23 March 2012

Danielle Steel's 'Secrets' (starring Christopher Plummer, Linda Purl and Gary Collins)


Danielle Steel is a very popular novelist, although I was not particularly impressed with either of the books I have read by her, so far. I don't suppose it would ever have occurred to me to get hold of a DVD of an adaptation of one of her books, but we were given this - a freebie from a weekend newspaper in the UK - by a relative. It has sat on our shelves for quite some time, but last night we finally sat down to watch it.

'Secrets' is set in Hollywood, and is the story of a group of people who get together to make the pilot series of a new TV show called 'Manhattan'. The director, and really the star of the whole film, is called Mel - nicely played by Christopher Plummer in a role that seemed to suit him well.
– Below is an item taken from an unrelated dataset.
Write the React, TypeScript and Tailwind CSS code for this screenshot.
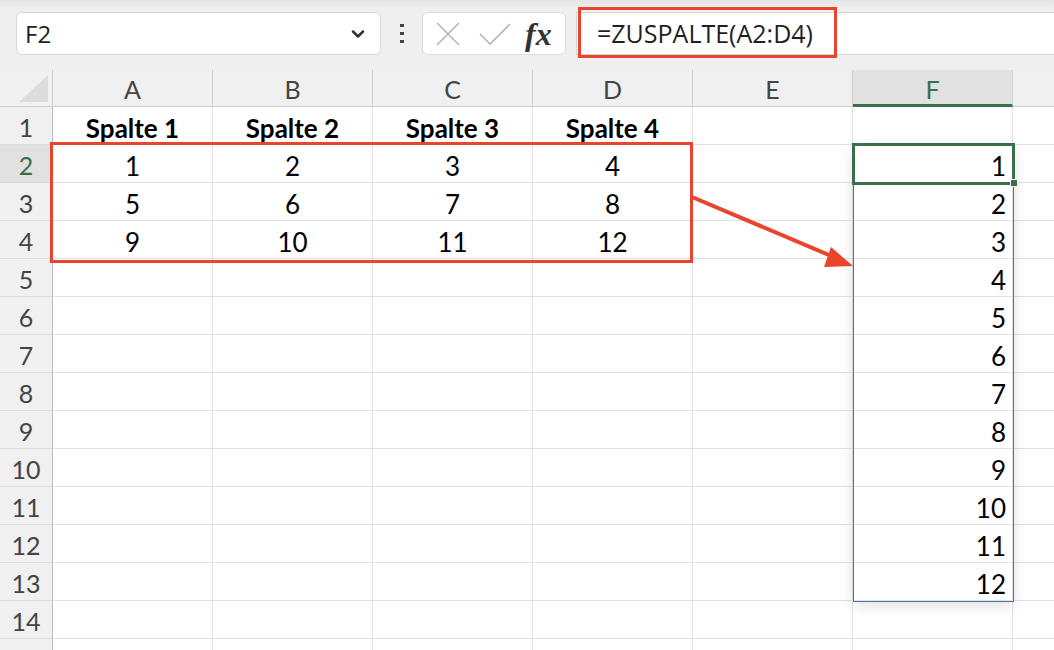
import { ChevronDown } from "lucide-react";

const cols = ["A", "B", "C", "D", "E", "F"];
const data: Record<number, string[]> = {
    1: ["Spalte 1", "Spalte 2", "Spalte 3", "Spalte 4", "", ""],
    2: ["1", "2", "3", "4", "", "1"],
    3: ["5", "6", "7", "8", "", "2"],
    4: ["9", "10", "11", "12", "", "3"],
};
const spill = ["1", "2", "3", "4", "5", "6", "7", "8", "9", "10", "11", "12"];

function cellValue(row: number, col: number) {
    if (col === 5) {
        const v = spill[row - 2];
        return v ?? "";
    }
    return data[row]?.[col] ?? "";
}

export default function App() {
    const rows = Array.from({ length: 15 }, (_, i) => i + 1);

    return (
        <div
            className="relative h-[650px] w-[1054px] overflow-hidden bg-white"
            style={{ fontFamily: "Lato, 'Noto Sans', sans-serif" }}
        >
            {/* toolbar */}
            <div className="flex h-[70px] items-start bg-gradient-to-b from-[#e4e4e4] from-0% to-[#efefef] to-[12%] pt-3">
                <div className="ml-4 flex h-[43px] w-[365px] items-center justify-between rounded-md border border-[#d6d6d6] bg-white pl-2 pr-3">
                    <span className="text-[24px] text-[#1f1f1f]" style={{ fontFamily: "'Open Sans', sans-serif" }}>
                        F2
                    </span>
                    <ChevronDown className="h-5 w-5 text-[#333]" strokeWidth={3} />
                </div>
                <div className="ml-[19px] mr-[18px] mt-[12px] flex flex-col gap-[5px]">
                    <span className="h-[3px] w-[4px] bg-[#444]" />
                    <span className="h-[3px] w-[4px] bg-[#444]" />
                    <span className="h-[3px] w-[4px] bg-[#444]" />
                </div>
                <div className="flex h-[43px] w-[144px] items-center rounded-md border border-[#dcdcdc] bg-white pl-[12px]">
                    <svg width="26" height="26" viewBox="0 0 26 26" className="mr-[18px]">
                        <path d="M2 2 L24 24 M24 2 L2 24" stroke="#b5b5b5" strokeWidth="1.6" fill="none" />
                    </svg>
                    <svg width="32" height="22" viewBox="0 0 32 22" className="mr-[14px]">
                        <path d="M1 11 L11 21 L31 1" stroke="#b5b5b5" strokeWidth="1.6" fill="none" />
                    </svg>
                    <span
                        className="text-[32px] font-semibold italic leading-none text-[#333]"
                        style={{ fontFamily: "'Liberation Serif', serif" }}
                    >
                        fx
                    </span>
                </div>
                <div className="ml-[10px] flex h-[43px] flex-1 items-center border-y border-l border-[#d6d6d6] bg-white pl-[20px]">
                    <span className="text-[25px] text-[#1f1f1f]" style={{ fontFamily: "'Open Sans', sans-serif" }}>
                        =ZUSPALTE(A2:D4)
                    </span>
                </div>
            </div>

            {/* grid */}
            <div className="grid grid-cols-[53px_repeat(6,160px)_1fr] grid-rows-[37px_repeat(15,38px)]">
                <div className="relative border-b border-r border-[#cfcfcf] bg-[#f0f0f0]">
                    <div
                        className="absolute bottom-[4px] right-[4px] h-[27px] w-[29px] bg-[#dcdcdc]"
                        style={{ clipPath: "polygon(100% 0, 100% 100%, 0 100%)" }}
                    />
                </div>
                {cols.map((c) => (
                    <div
                        key={c}
                        className={
                            c === "F"
                                ? "flex items-center justify-center border-b-[3px] border-r border-b-[#3a7049] border-r-[#d6d6d6] bg-[#e1e1e1] pt-[5px] text-[25px] text-[#3a7049]"
                                : "flex items-center justify-center border-b border-r border-[#cfcfcf] bg-[#f0f0f0] pt-[3px] text-[25px] text-[#444]"
                        }
                    >
                        {c}
                    </div>
                ))}
                <div className="border-b border-[#cfcfcf] bg-[#f0f0f0]" />

                {rows.map((r) => (
                    <div key={r} className="contents">
                        <div
                            className={
                                r === 2
                                    ? "flex items-center justify-center border-b border-r border-b-[#d8d8d8] border-r-[#bdbdbd] bg-[#e1e1e1] pt-[5px] text-[25px] text-[#3a7049]"
                                    : "flex items-center justify-center border-b border-r border-b-[#dcdcdc] border-r-[#bdbdbd] bg-[#f0f0f0] pt-[5px] text-[25px] text-[#444]"
                            }
                        >
                            {r < 15 ? r : ""}
                        </div>
                        {cols.map((c, ci) => {
                            const v = cellValue(r, ci);
                            return (
                                <div
                                    key={c}
                                    className={
                                        (ci === 5 ? "justify-end pr-[6px] " : "justify-center ") +
                                        (r === 1 ? "font-bold " : "") +
                                        "flex items-center border-b border-r border-[#e1e1e1] pt-[5px] text-[26px] text-black"
                                    }
                                >
                                    {v}
                                </div>
                            );
                        })}
                        <div className="border-b border-[#e1e1e1]" />
                    </div>
                ))}
            </div>

            {/* spill range border */}
            <div className="pointer-events-none absolute left-[853px] top-[145px] h-[457px] w-[161px] border border-[#4a6fb5] shadow-[0_4px_14px_rgba(0,0,0,0.12)]" />
            {/* active cell */}
            <div className="pointer-events-none absolute left-[852px] top-[143px] h-[42px] w-[163px] border-[3px] border-[#3a7049]" />
            <div className="pointer-events-none absolute left-[1010px] top-[179px] h-[8px] w-[8px] border border-white bg-[#3a7049]" />

            {/* annotations */}
            <div className="pointer-events-none absolute left-[578px] top-[7px] h-[51px] w-[259px] border-[3px] border-[#e8452c]" />
            <div className="pointer-events-none absolute left-[50px] top-[142px] h-[121px] w-[643px] border-[3px] border-[#e8452c]" />
            <svg className="pointer-events-none absolute left-0 top-0" width="1054" height="650">
                <line x1="692" y1="197" x2="836" y2="258" stroke="#e8452c" strokeWidth="4" />
                <polygon points="853,266 831,247 824,267" fill="#e8452c" />
            </svg>
        </div>
    );
}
The cast he gets together are a somewhat caricatured and unlikely mix. There's Sabina (Stephanie Beacham) who really doesn't like TV, but very much likes Mel, and yet keeps popping off to San Francisco for some purpose which is not revealed until the end. There's Jane (Linda Purl) who is in a horribly abusive marriage. There's Zack (Gary Collins), a likeable guy who becomes quite protective of Jane, yet evidently has a worrying secret of his own. There's Gaby, apparently a diva, who turns out to be rather wealthy, and Bill (Ben Browder) whose wife is a druggie.

Somehow all these confused and hurting people manage to create a show that is a terrific hit, and the movie shows the filming interspersed with scenes from their increasingly unpleasant private lives. The movie was well done in a 1990s kind of way (I had thought it earlier) but the story itself is artificial, with exaggerated traits in all the cast, and a tidy, predictable outcome. There seems to be rather a lot of bedroom scenes; they're fairly subtly done with no nudity as such, but by the end had become somewhat tediously repetitive.

It wasn't a bad film, if a bit depressing in places; I thought Christopher Plummer held it all together very well, and the ending was at least positive, if unlikely. But the story felt too plastic to be interesting; perhaps it somewhat reflects life in Hollywood, but the characters did not seem believable in the ways they behaved. I was not at all inspired to get hold of the book.

Oh, and there was a very odd start and end to the film, featuring Danielle Steel herself thanking the viewers for watching - I expect she's a very nice person, but these parts were cringeworthy, and very offputting. Perhaps they were put on the DVD for the freebie version.